Une cassette de voyage doit avoir des vis qui en traversent le fond ou les côtés, pour l’assujettir fortement dans la voiture ou dans la chambre de l’auberge, de sorte qu’il soit impossible à un tiers de l’enlever autrement que de vive force. Toute cassette est ordinairement garnie d’une écritoire ; d’autres contiennent en outre nombre d’ustensiles commodes, comme assiettes, bouteilles, flacons, rasoirs, savonnettes, bassins, etc., ou bien elles forment, étant ouvertes, une sorte de secrétaire.

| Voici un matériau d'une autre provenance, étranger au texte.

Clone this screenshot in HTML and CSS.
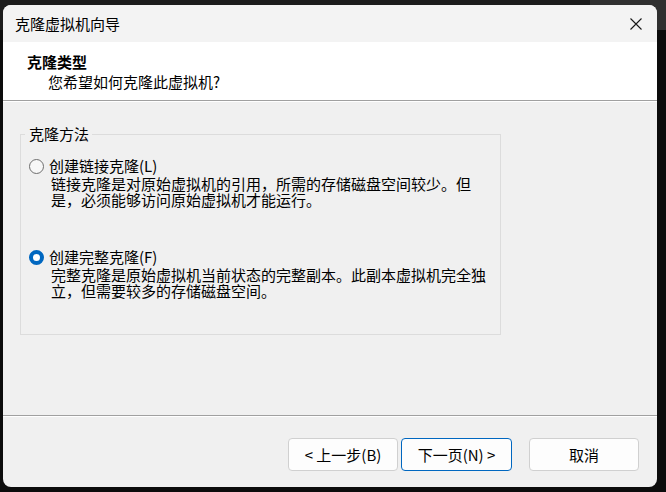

Tout ceci, au reste, dépend du choix et du goût de l’amateur ».
Certains voyageurs emmènent aussi dans leurs voitures des petits meubles pliants, secrétaires, tables de toilettes, lits, que l’on dressait, le soir à l’étape.
« Quelques personnes ont coutume de porter avec elles un grand sac, fait de cuir impénétrable à l’eau, et que l’on attache avec de petites boucles sur le coffre ou sous le siège des domestiques, lequel sac renferme un lit de voyage complet, tels que matelas, couvertures, oreillers, draps, et même quelquefois un châlit pliant, ou lit de camp fait en fer, mais bien léger. Tout le monde ne peut pas porter de semblables lits avec soi, parce qu’ils augmentent considérablement l’équipage, et qu’ils supposent une suite nombreuse de domestiques. C’est un privilège réservé aux personnes opulentes et de distinction. Cependant, comme on n’est jamais sûr en voyage de trouver partout des lits propres, il faut porter constamment avec soi un drap de lit, et deux peaux de cerf tannées et cousues ensemble. Arrivé dans l’auberge, on étend ces peaux sur le lit ou matelas, on les recouvre de son propre drap ; et par ce moyen on empêche toute espèce de vapeur nuisible qui pourrait s’exhaler du lit de la maison. Tout cet appareil n’est ni dispendieux ni onéreux ; l’on en fait un très petit rouleau, que l’on peut attacher sous le siège de la voiture » (Itinéraire complet du royaume de France, 1828).
Comble du luxe, les voyageurs fastueux se déplaçant avec une grande quantité de malles font suivre leur voiture par un fourgon à bagages spécialement aménagé, dans lequel peuvent également prendre place un ou deux domestiques.